Through a gift received from the Canada Council, Mount Allison commissioned artist Anne Kahane to design a sculpture that was placed on the building in 1961.
The compilers of the Mount Allison Faculty Association's 1962 Excellence Report  had calculated that at the current rate of acquisition, the Memorial Library would be full by 1967. They therefore recommended a further expansion to the building. A subsequent study determined that the site would not accommodate another addition and, besides, would not meet the requirements of a modern library.

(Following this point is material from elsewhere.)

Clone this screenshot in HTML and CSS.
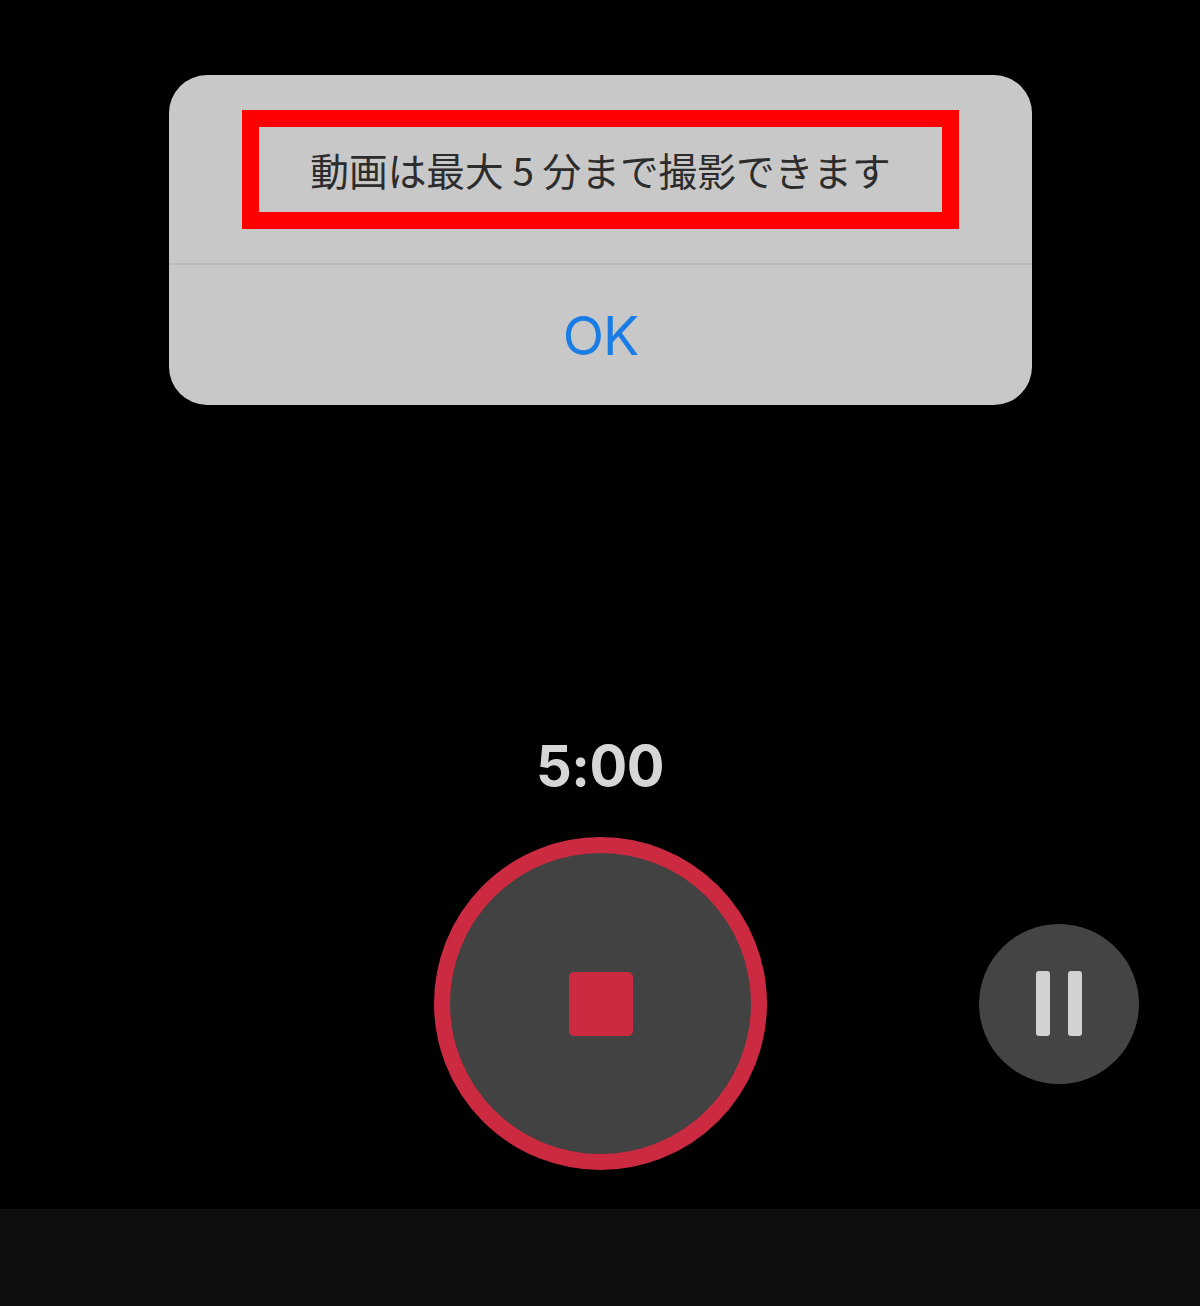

In 1966, President Laurie Cragg described the radical conceptual changes in library architecture and services that had occurred since 1927:
"Gone is the concept of the baronial entrance hall, of the lofty spacious reading rooms, of the separated limited-access stacks; outmoded too is the idea that a library is solely a place to store and consult printed (or written) material. The modern library should make a variety of study materials – books, periodicals, documents, microfilm and micro-cards, maps, records, tapes, prints and reproductions – readily accessible to all its patrons. The books should be in open stacks with reading tables dispersed among them; there should be study carrels, faculty studies (sic), typing rooms, audio visual rooms, rare book rooms, browsing rooms – all the appointments that will make reading and study attractive and convenient." 
In 1966 preparations began for a new library building. Chief Librarian Eleanor Magee (1967-1979) assisted in its planning and was responsible for supervising the move to new quarters. When the Ralph Pickard Bell Library opened in October 1970, the Memorial Library building underwent significant renovations and became a University Centre for students and alumni.